Monitor and respond to the current state of the game, making legal moves on its turn:
The game design itself has been relatively simple, our gameplay node allows the robot to make the optimal decision at the appropriate turn of the game, staying in an idle state until the human players interact with the gamestate. We also went beyond the original game design for the Baxter and included a 'cheating-detection' mode, giving us the ability to keep the human players on track.
Difficulties Encountered
For software, our main difficulty was correctly calculating the 3D transforms of the cards. Our computer vision node returns 2D pixel coordinates of each card’s corners, all of which we needed to transform into 3D coordinates in the base frame of the Baxter. We ended up modifying the C++ source code of ar_track_alvar in order to output the pixel coordinates of the AR tags, but there still remained various inaccuracies in the math to convert between pixels and 3D distance.
However, the most time-consuming obstacle we had to overcome was hardware-based — the installation and interface with the Baxter vacuum gripper.

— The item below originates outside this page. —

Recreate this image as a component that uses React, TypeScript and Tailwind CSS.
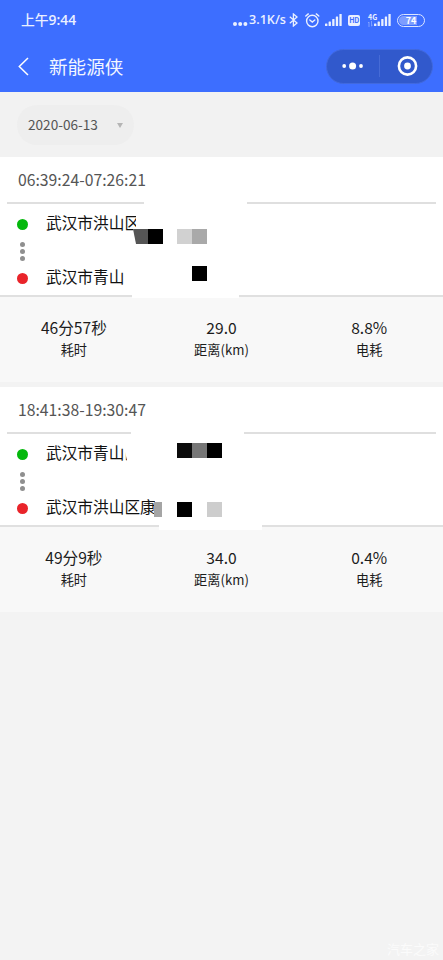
import React from 'react';

interface Block {
    x: number;
    y: number;
    w: number;
    h: number;
    color: string;
    clip?: string;
}

interface Trip {
    time: string;
    from: string;
    to: string;
    masks: Block[];
    stats: { value: string; label: string }[];
}

// masks are relative to the top left corner of each trip card
const trips: Trip[] = [
    {
        time: '06:39:24-07:26:21',
        from: '武汉市洪山区',
        to: '武汉市青山区',
        masks: [
            { x: 144, y: 44, w: 103, h: 20, color: '#fff' },
            { x: 133, y: 57, w: 107, h: 47, color: '#fff', clip: 'polygon(3px 0, 100% 0, 100% 100%, 0 100%, 0 13px, 3px 13px)' },
            { x: 124, y: 104, w: 117, h: 30, color: '#fff' },
            { x: 132, y: 134, w: 107, h: 7, color: '#fff' },
            { x: 133, y: 72, w: 15, h: 15, color: '#555', clip: 'polygon(0 0, 100% 0, 100% 100%, 20% 100%)' },
            { x: 148, y: 72, w: 15, h: 15, color: '#000' },
            { x: 177, y: 72, w: 15, h: 15, color: '#d1d1d1' },
            { x: 192, y: 72, w: 15, h: 15, color: '#a9a9a9' },
            { x: 192, y: 109, w: 15, h: 15, color: '#000' },
        ],
        stats: [
            { value: '46分57秒', label: '耗时' },
            { value: '29.0', label: '距离(km)' },
            { value: '8.8%', label: '电耗' },
        ],
    },
    {
        time: '18:41:38-19:30:47',
        from: '武汉市青山区',
        to: '武汉市洪山区康',
        masks: [
            { x: 131, y: 44, w: 113, h: 34, color: '#fff' },
            { x: 124, y: 55, w: 20, h: 8, color: '#fff' },
            { x: 124, y: 58, w: 20, h: 24, color: '#fff', clip: 'polygon(0 0, 100% 0, 100% 100%, 25% 100%, 0 10%)' },
            { x: 155, y: 108, w: 106, h: 26, color: '#fff' },
            { x: 159, y: 134, w: 103, h: 9, color: '#fff' },
            { x: 177, y: 56, w: 15, h: 15, color: '#0b0b0b' },
            { x: 192, y: 56, w: 15, h: 15, color: '#767676' },
            { x: 207, y: 56, w: 15, h: 15, color: '#000' },
            { x: 154, y: 115, w: 8, h: 15, color: '#a5a5a5' },
            { x: 177, y: 115, w: 15, h: 15, color: '#000' },
            { x: 207, y: 115, w: 15, h: 15, color: '#cdcdcd' },
        ],
        stats: [
            { value: '49分9秒', label: '耗时' },
            { value: '34.0', label: '距离(km)' },
            { value: '0.4%', label: '电耗' },
        ],
    },
];

const SignalIcon: React.FC = () => (
    <svg width="17" height="12" viewBox="0 0 17 12" fill="#eaf0ff">
        <rect x="0" y="9.5" width="2.4" height="2.5" rx="0.6" />
        <rect x="3.6" y="7.5" width="2.3" height="4.5" rx="0.6" />
        <rect x="7.2" y="5" width="2.3" height="7" rx="0.6" />
        <rect x="10.8" y="2.5" width="2.3" height="9.5" rx="0.6" />
        <rect x="14.4" y="0" width="2.3" height="12" rx="0.6" />
    </svg>
);

const StatusBar: React.FC = () => (
    <div className="flex h-10 items-center pl-[21px] text-[#eaf0ff]">
        <span className="w-[211px] font-['Open_Sans','Noto_Sans_CJK_SC',sans-serif] text-[13.8px] font-semibold"><span className="font-medium">上午</span>9:44</span>
        <svg width="16" height="12" viewBox="0 0 16 12" fill="currentColor" className="mt-px shrink-0">
            <circle cx="3" cy="9" r="2" />
            <circle cx="8.2" cy="9" r="2" />
            <circle cx="13.4" cy="9" r="2" />
        </svg>
        <span className="ml-px w-[40px] shrink-0 whitespace-nowrap font-['Open_Sans','Noto_Sans_CJK_SC',sans-serif] text-[12.6px] font-semibold">3.1K/s</span>
        <svg width="9" height="14" viewBox="0 0 9 14" fill="none" stroke="currentColor" strokeWidth="1.3" className="shrink-0">
            <path d="M0.8 3.8 L8 10 L4.4 13 V1 L8 4 L0.8 10.2" />
        </svg>
        <svg width="15" height="15" viewBox="0 0 15 15" fill="none" stroke="currentColor" strokeWidth="1.4" strokeLinecap="round" className="ml-[7px] shrink-0">
            <circle cx="7.3" cy="8" r="5.7" />
            <path d="M4.8 7 L7.3 9 L9.8 7" />
            <path d="M0.8 3 L3.3 0.9 M13.8 3 L11.3 0.9" />
        </svg>
        <span className="ml-[5px] shrink-0"><SignalIcon /></span>
        <span className="ml-[6px] flex h-[11px] w-[12px] shrink-0 items-center justify-center rounded-[2px] bg-[#eaf0ff] text-[7px] font-bold tracking-tighter text-[#3d6eff]">HD</span>
        <span className="ml-[8px] flex w-[6px] shrink-0 flex-col whitespace-nowrap text-[7px] font-bold leading-[7px]">
            <span>4G</span>
            <svg width="5" height="6" viewBox="0 0 5 6" fill="none" stroke="#8eabff" strokeWidth="0.8">
                <path d="M1 6 V1 L0 2 M3.5 0 V5 L4.7 4" />
            </svg>
        </span>
        <span className="shrink-0"><SignalIcon /></span>
        <span className="ml-[6px] flex h-[13px] w-[28px] shrink-0 items-center justify-center rounded-full border-[1.5px] border-[#dce6ff] p-px">
            <span className="flex h-[9px] w-full items-center justify-center rounded-full bg-linear-to-r from-[#7d9dff] from-75% to-[#3d6eff] to-75% text-[9px] font-bold leading-none text-white">74</span>
        </span>
    </div>
);

const NavBar: React.FC = () => (
    <div className="flex h-[52px] items-center pl-[18px] pr-[10px]">
        <svg width="11" height="19" viewBox="0 0 11 19" fill="none" stroke="#fff" strokeWidth="1.5">
            <path d="M10 1 L1.3 9.5 L10 18" />
        </svg>
        <h1 className="ml-[20px] flex-1 text-[18.6px] leading-none text-[#f2f6ff]">新能源侠</h1>
        <div className="flex h-[35px] w-[107px] items-center rounded-full border border-[#4169de] bg-[#3159cc]">
            <svg width="52" height="20" viewBox="0 0 52 20" fill="#fff">
                <circle cx="17.2" cy="10" r="1.9" />
                <circle cx="25.6" cy="10" r="3.5" />
                <circle cx="34" cy="10" r="1.9" />
            </svg>
            <span className="h-[22px] w-px bg-[#466bd6]" />
            <svg width="52" height="22" viewBox="0 0 52 22">
                <circle cx="27.5" cy="11" r="8.6" fill="none" stroke="#fff" strokeWidth="2.6" />
                <circle cx="27.5" cy="11" r="3.4" fill="#fff" />
            </svg>
        </div>
    </div>
);

const TripCard: React.FC<{ trip: Trip }> = ({ trip }) => (
    <section className="relative h-[230px] bg-white">
        <div className="mx-[7px] flex h-[47px] items-center border-b-2 border-[#dfdfdf] pl-[11px] text-[15.75px] text-[#555]">
            {trip.time}
        </div>
        <div className="flex h-[93px] border-b-2 border-[#e0e0e0] pl-[17px] pt-[7px]">
            <div className="flex w-[11px] flex-col items-center pt-[8px]">
                <span className="size-[11px] rounded-full bg-[#04b80c]" />
                <div className="flex h-[43px] flex-col items-center justify-center gap-[2.6px]">
                    <span className="size-[4.4px] rounded-full bg-[#8f8f8f]" />
                    <span className="size-[4.4px] rounded-full bg-[#8f8f8f]" />
                    <span className="size-[4.4px] rounded-full bg-[#8f8f8f]" />
                </div>
                <span className="size-[11px] rounded-full bg-[#e9242a]" />
            </div>
            <div className="ml-[18px] flex flex-col gap-[30px] text-[15.7px] leading-[24px] text-[#111]">
                <p>{trip.from}</p>
                <p>{trip.to}</p>
            </div>
        </div>
        <div className="grid h-[85px] grid-cols-3 bg-[#f8f8f8] pt-[18px] text-center text-[#1c1c1c]">
            {trip.stats.map((stat) => (
                <div key={stat.label}>
                    <p className="text-[15.6px] leading-[24px]">{stat.value}</p>
                    <p className="text-[13.2px] leading-[22px]">{stat.label}</p>
                </div>
            ))}
        </div>
        <div className="h-[5px] bg-[#f3f3f3]" />
        {trip.masks.map((m, i) => (
            <span
                key={i}
                className="absolute"
                style={{ left: m.x, top: m.y, width: m.w, height: m.h, background: m.color, clipPath: m.clip }}
            />
        ))}
    </section>
);

const App: React.FC = () => {
    return (
        <div className="relative h-[960px] w-[443px] overflow-hidden bg-[#f3f3f3] font-['Noto_Sans_CJK_SC',sans-serif]">
            <header className="h-[92px] bg-[#3d6eff]">
                <StatusBar />
                <NavBar />
            </header>
            <div className="flex h-[65px] items-center bg-[#f2f2f2] pl-[17px]">
                <button className="flex h-[40px] w-[117px] items-center justify-between rounded-full bg-[#eeeeee] pl-[11px] pr-[11px] text-[13.6px] text-[#555]">
                    2020-06-13
                    <svg width="6" height="5" viewBox="0 0 6 5" fill="#b5b5b5" className="mt-[2px]">
                        <path d="M0 0 H6 L3 5 Z" />
                    </svg>
                </button>
            </div>
            <main>
                {trips.map((trip) => (
                    <TripCard key={trip.time} trip={trip} />
                ))}
            </main>
            <div className="absolute bottom-[2px] right-[4px] text-[13px] leading-[18px] text-[#fbfbfb]">汽车之家</div>
        </div>
    );
};

export default App;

Here's an itemized list of 30 days of disagreements, it goes as follows:
The vacuum gripper was not actually installed on the Archytas Baxter robot we were assigned to
We switched robots, but the gripper was incorrectly installed on Ayrton
Switched again, gripper reinstalled correctly on Asimov --> Asimov's cameras did not work, URDF issues abound
Another switch, gripper transplanted back to Ayrton
Ayrton broke the morning of the showcase :(
While filming our video, the vacuum gripper had an air leak that tended to blow away cards more than normal
Flaws & Improvements
If we had more time to work on this project, we would most likely want to focus on path planning first; some attempts to play card games with Baxter were thwarted by MoveIt giving us very inefficient paths that had us worried for the robot's safety or took a long time to execute. These could be mitigated by:
Mapping out Baxter's comfortable reachable workspace and making sure we only play the game in that area,
Adding an option in the code to replan a faulty motion path,
Implementing a better path planner than MoveIt.
We would also want to improve our computer vision pipeline to be more accurate in predicting bounding boxes and cards:
Our localization (2d_to_3d) service could be tuned to become more accurately by:
Using more than two AR tags to estimate the depth of the table from the camera to increase accuracy in case one is at a weird angle or position.
Making use of data from multiple frames of the camera (while moving the camera around slightly) to automatically detect the depth of the cards based on the pointcloud generation techniques from our computer vision lab.
Using either of the two approaches above to account for the slant of the table to give a more accurate depth estimate of each card.
We could finetune the neural network training further for our task by:
Training on actual images from Baxter's camera to include more realistic lighting conditions in the training data,
Using yolov5 instead of yolov4 for the convolutional neural network,
Using card predictions from multiple views (E.g. only include a detected card if it was detected from 2 out of 3 vantage points to exclude false positives),
Train the network on higher resolution images (and figure out if the slower processing time would be worth it).
With a model trained on higher resolution images, our vision setup could benefit by increasing the camera's field of view to include more of the playing field. This could be achieved by:
Placing the camera and gripper on different hands
Using an external webcam with more AR tag localization
We also had one small hardware issue with the vacuum gripper that we can try to fix in software: the vacuum gripper sometimes releases a gust of air when releasing suction which tends to blow away light objects like cards or AR tags. There is a parameter for setting the strength of the suction in the ROS API, so we could experiment with that to minimize the risk of accidentally blowing away gameplay pieces while still being able to reliably pick up objects. We unfortunately did not have the time to tune this parameter over the course of our project because we got the vacuum gripper working very late in the project due to the difficulties listed above.
Finally, we could be more ambitious in our goals and attempt other types of non-AR-tag-based object interaction like flipping cards, poker chips, or other objects.